What is asked - Everything in the data should be repeated exactly, save for the images.

Material provided -
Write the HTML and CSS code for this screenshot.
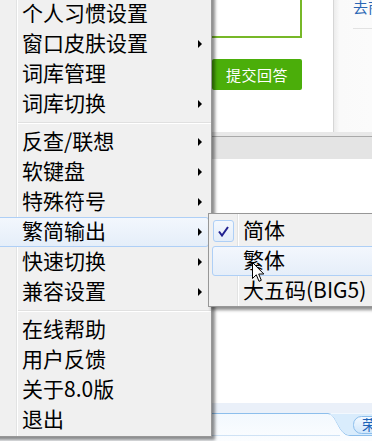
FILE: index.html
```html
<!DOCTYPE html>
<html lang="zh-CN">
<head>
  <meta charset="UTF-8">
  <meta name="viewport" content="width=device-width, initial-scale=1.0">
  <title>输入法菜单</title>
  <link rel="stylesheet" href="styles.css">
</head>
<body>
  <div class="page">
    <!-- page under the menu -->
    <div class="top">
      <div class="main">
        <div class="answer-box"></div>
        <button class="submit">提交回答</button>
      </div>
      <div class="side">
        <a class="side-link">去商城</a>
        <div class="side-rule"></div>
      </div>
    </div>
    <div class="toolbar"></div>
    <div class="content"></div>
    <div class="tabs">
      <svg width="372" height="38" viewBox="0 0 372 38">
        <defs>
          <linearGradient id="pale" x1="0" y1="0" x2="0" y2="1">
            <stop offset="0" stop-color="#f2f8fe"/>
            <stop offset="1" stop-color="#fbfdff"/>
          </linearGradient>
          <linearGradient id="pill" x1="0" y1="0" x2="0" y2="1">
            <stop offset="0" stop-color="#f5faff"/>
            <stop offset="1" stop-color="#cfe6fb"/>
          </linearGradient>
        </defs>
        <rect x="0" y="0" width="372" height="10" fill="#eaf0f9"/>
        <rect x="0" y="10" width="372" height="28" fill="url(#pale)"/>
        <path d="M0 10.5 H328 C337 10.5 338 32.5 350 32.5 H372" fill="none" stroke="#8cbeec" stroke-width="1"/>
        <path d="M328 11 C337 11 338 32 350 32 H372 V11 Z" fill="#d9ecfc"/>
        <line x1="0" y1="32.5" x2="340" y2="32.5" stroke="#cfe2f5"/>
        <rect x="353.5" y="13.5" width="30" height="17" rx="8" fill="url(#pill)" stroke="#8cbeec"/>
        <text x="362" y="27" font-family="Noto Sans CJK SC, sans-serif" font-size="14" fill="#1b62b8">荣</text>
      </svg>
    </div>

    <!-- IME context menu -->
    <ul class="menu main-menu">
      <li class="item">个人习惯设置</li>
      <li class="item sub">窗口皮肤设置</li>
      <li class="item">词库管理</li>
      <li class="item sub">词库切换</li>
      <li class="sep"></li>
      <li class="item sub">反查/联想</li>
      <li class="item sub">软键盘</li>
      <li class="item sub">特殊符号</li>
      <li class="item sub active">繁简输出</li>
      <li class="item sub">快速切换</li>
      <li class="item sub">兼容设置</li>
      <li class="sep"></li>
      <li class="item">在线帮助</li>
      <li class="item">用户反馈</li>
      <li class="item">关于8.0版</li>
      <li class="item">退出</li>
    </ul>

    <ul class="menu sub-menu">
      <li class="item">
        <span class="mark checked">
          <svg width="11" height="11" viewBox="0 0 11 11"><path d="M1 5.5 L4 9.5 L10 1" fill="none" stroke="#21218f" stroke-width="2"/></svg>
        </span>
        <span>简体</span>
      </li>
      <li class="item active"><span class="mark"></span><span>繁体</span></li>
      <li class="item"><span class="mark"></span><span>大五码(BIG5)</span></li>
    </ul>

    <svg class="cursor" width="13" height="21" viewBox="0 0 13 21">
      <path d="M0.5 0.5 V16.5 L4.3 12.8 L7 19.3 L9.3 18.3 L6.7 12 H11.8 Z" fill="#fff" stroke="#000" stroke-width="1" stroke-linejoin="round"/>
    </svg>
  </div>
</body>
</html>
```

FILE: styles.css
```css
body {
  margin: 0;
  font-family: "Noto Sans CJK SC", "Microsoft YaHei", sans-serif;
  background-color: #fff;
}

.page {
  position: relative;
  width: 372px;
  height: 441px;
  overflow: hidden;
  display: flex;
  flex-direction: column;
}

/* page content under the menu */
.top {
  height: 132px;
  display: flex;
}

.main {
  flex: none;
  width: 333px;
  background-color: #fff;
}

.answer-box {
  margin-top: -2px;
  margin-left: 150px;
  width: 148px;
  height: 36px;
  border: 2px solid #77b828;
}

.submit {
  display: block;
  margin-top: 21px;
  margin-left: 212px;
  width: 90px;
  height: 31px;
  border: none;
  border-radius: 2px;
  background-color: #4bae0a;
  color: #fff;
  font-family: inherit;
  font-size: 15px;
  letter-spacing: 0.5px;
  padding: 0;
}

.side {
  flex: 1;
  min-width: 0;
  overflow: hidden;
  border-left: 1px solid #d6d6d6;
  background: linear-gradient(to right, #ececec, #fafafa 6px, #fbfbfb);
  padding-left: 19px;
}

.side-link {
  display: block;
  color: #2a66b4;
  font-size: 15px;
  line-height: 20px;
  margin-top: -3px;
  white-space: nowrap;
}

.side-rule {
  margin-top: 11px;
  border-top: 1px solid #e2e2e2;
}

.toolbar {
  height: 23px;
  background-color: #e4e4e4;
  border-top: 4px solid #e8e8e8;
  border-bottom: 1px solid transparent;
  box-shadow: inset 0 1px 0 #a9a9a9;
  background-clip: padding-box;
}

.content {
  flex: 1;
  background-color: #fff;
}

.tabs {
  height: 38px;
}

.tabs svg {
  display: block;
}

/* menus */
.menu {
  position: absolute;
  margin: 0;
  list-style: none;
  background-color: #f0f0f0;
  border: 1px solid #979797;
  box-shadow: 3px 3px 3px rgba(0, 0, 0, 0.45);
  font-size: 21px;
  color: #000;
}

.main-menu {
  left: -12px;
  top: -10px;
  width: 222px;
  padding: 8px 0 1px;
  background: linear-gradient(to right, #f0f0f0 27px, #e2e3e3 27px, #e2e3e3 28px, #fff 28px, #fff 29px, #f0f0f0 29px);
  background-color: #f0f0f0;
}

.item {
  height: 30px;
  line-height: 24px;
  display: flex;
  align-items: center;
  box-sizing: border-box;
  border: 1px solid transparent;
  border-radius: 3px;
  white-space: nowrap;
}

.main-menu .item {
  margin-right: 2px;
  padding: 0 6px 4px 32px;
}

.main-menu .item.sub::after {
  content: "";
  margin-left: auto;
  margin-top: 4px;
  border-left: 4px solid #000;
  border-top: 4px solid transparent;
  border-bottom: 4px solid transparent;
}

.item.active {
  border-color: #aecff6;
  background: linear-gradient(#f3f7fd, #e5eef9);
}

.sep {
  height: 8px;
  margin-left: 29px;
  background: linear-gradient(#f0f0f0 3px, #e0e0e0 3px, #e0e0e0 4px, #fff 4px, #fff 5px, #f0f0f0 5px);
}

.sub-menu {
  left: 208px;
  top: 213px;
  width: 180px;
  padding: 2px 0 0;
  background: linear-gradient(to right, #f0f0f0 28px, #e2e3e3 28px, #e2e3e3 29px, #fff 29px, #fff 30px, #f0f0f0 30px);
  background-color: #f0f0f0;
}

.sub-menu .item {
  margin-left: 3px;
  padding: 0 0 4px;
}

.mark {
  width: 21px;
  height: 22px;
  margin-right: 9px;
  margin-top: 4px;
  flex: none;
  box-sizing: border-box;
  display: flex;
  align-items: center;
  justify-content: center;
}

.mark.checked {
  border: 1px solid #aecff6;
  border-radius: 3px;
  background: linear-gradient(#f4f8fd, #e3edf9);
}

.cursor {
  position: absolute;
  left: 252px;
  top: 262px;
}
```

Response below -
Write the HTML and CSS code for this screenshot.
FILE: index.html
```html
<!DOCTYPE html>
<html lang="zh-CN">
<head>
  <meta charset="UTF-8">
  <meta name="viewport" content="width=device-width, initial-scale=1.0">
  <title>输入法菜单</title>
  <link rel="stylesheet" href="styles.css">
</head>
<body>
  <div class="page">
    <!-- page under the menu -->
    <div class="top">
      <div class="main">
        <div class="answer-box"></div>
        <button class="submit">提交回答</button>
      </div>
      <div class="side">
        <a class="side-link">去商城</a>
        <div class="side-rule"></div>
      </div>
    </div>
    <div class="toolbar"></div>
    <div class="content"></div>
    <div class="tabs">
      <svg width="372" height="38" viewBox="0 0 372 38">
        <defs>
          <linearGradient id="pale" x1="0" y1="0" x2="0" y2="1">
            <stop offset="0" stop-color="#f2f8fe"/>
            <stop offset="1" stop-color="#fbfdff"/>
          </linearGradient>
          <linearGradient id="pill" x1="0" y1="0" x2="0" y2="1">
            <stop offset="0" stop-color="#f5faff"/>
            <stop offset="1" stop-color="#cfe6fb"/>
          </linearGradient>
        </defs>
        <rect x="0" y="0" width="372" height="10" fill="#eaf0f9"/>
        <rect x="0" y="10" width="372" height="28" fill="url(#pale)"/>
        <path d="M0 10.5 H328 C337 10.5 338 32.5 350 32.5 H372" fill="none" stroke="#8cbeec" stroke-width="1"/>
        <path d="M328 11 C337 11 338 32 350 32 H372 V11 Z" fill="#d9ecfc"/>
        <line x1="0" y1="32.5" x2="340" y2="32.5" stroke="#cfe2f5"/>
        <rect x="353.5" y="13.5" width="30" height="17" rx="8" fill="url(#pill)" stroke="#8cbeec"/>
        <text x="362" y="27" font-family="Noto Sans CJK SC, sans-serif" font-size="14" fill="#1b62b8">荣</text>
      </svg>
    </div>

    <!-- IME context menu -->
    <ul class="menu main-menu">
      <li class="item">个人习惯设置</li>
      <li class="item sub">窗口皮肤设置</li>
      <li class="item">词库管理</li>
      <li class="item sub">词库切换</li>
      <li class="sep"></li>
      <li class="item sub">反查/联想</li>
      <li class="item sub">软键盘</li>
      <li class="item sub">特殊符号</li>
      <li class="item sub active">繁简输出</li>
      <li class="item sub">快速切换</li>
      <li class="item sub">兼容设置</li>
      <li class="sep"></li>
      <li class="item">在线帮助</li>
      <li class="item">用户反馈</li>
      <li class="item">关于8.0版</li>
      <li class="item">退出</li>
    </ul>

    <ul class="menu sub-menu">
      <li class="item">
        <span class="mark checked">
          <svg width="11" height="11" viewBox="0 0 11 11"><path d="M1 5.5 L4 9.5 L10 1" fill="none" stroke="#21218f" stroke-width="2"/></svg>
        </span>
        <span>简体</span>
      </li>
      <li class="item active"><span class="mark"></span><span>繁体</span></li>
      <li class="item"><span class="mark"></span><span>大五码(BIG5)</span></li>
    </ul>

    <svg class="cursor" width="13" height="21" viewBox="0 0 13 21">
      <path d="M0.5 0.5 V16.5 L4.3 12.8 L7 19.3 L9.3 18.3 L6.7 12 H11.8 Z" fill="#fff" stroke="#000" stroke-width="1" stroke-linejoin="round"/>
    </svg>
  </div>
</body>
</html>
```

FILE: styles.css
```css
body {
  margin: 0;
  font-family: "Noto Sans CJK SC", "Microsoft YaHei", sans-serif;
  background-color: #fff;
}

.page {
  position: relative;
  width: 372px;
  height: 441px;
  overflow: hidden;
  display: flex;
  flex-direction: column;
}

/* page content under the menu */
.top {
  height: 132px;
  display: flex;
}

.main {
  flex: none;
  width: 333px;
  background-color: #fff;
}

.answer-box {
  margin-top: -2px;
  margin-left: 150px;
  width: 148px;
  height: 36px;
  border: 2px solid #77b828;
}

.submit {
  display: block;
  margin-top: 21px;
  margin-left: 212px;
  width: 90px;
  height: 31px;
  border: none;
  border-radius: 2px;
  background-color: #4bae0a;
  color: #fff;
  font-family: inherit;
  font-size: 15px;
  letter-spacing: 0.5px;
  padding: 0;
}

.side {
  flex: 1;
  min-width: 0;
  overflow: hidden;
  border-left: 1px solid #d6d6d6;
  background: linear-gradient(to right, #ececec, #fafafa 6px, #fbfbfb);
  padding-left: 19px;
}

.side-link {
  display: block;
  color: #2a66b4;
  font-size: 15px;
  line-height: 20px;
  margin-top: -3px;
  white-space: nowrap;
}

.side-rule {
  margin-top: 11px;
  border-top: 1px solid #e2e2e2;
}

.toolbar {
  height: 23px;
  background-color: #e4e4e4;
  border-top: 4px solid #e8e8e8;
  border-bottom: 1px solid transparent;
  box-shadow: inset 0 1px 0 #a9a9a9;
  background-clip: padding-box;
}

.content {
  flex: 1;
  background-color: #fff;
}

.tabs {
  height: 38px;
}

.tabs svg {
  display: block;
}

/* menus */
.menu {
  position: absolute;
  margin: 0;
  list-style: none;
  background-color: #f0f0f0;
  border: 1px solid #979797;
  box-shadow: 3px 3px 3px rgba(0, 0, 0, 0.45);
  font-size: 21px;
  color: #000;
}

.main-menu {
  left: -12px;
  top: -10px;
  width: 222px;
  padding: 8px 0 1px;
  background: linear-gradient(to right, #f0f0f0 27px, #e2e3e3 27px, #e2e3e3 28px, #fff 28px, #fff 29px, #f0f0f0 29px);
  background-color: #f0f0f0;
}

.item {
  height: 30px;
  line-height: 24px;
  display: flex;
  align-items: center;
  box-sizing: border-box;
  border: 1px solid transparent;
  border-radius: 3px;
  white-space: nowrap;
}

.main-menu .item {
  margin-right: 2px;
  padding: 0 6px 4px 32px;
}

.main-menu .item.sub::after {
  content: "";
  margin-left: auto;
  margin-top: 4px;
  border-left: 4px solid #000;
  border-top: 4px solid transparent;
  border-bottom: 4px solid transparent;
}

.item.active {
  border-color: #aecff6;
  background: linear-gradient(#f3f7fd, #e5eef9);
}

.sep {
  height: 8px;
  margin-left: 29px;
  background: linear-gradient(#f0f0f0 3px, #e0e0e0 3px, #e0e0e0 4px, #fff 4px, #fff 5px, #f0f0f0 5px);
}

.sub-menu {
  left: 208px;
  top: 213px;
  width: 180px;
  padding: 2px 0 0;
  background: linear-gradient(to right, #f0f0f0 28px, #e2e3e3 28px, #e2e3e3 29px, #fff 29px, #fff 30px, #f0f0f0 30px);
  background-color: #f0f0f0;
}

.sub-menu .item {
  margin-left: 3px;
  padding: 0 0 4px;
}

.mark {
  width: 21px;
  height: 22px;
  margin-right: 9px;
  margin-top: 4px;
  flex: none;
  box-sizing: border-box;
  display: flex;
  align-items: center;
  justify-content: center;
}

.mark.checked {
  border: 1px solid #aecff6;
  border-radius: 3px;
  background: linear-gradient(#f4f8fd, #e3edf9);
}

.cursor {
  position: absolute;
  left: 252px;
  top: 262px;
}
```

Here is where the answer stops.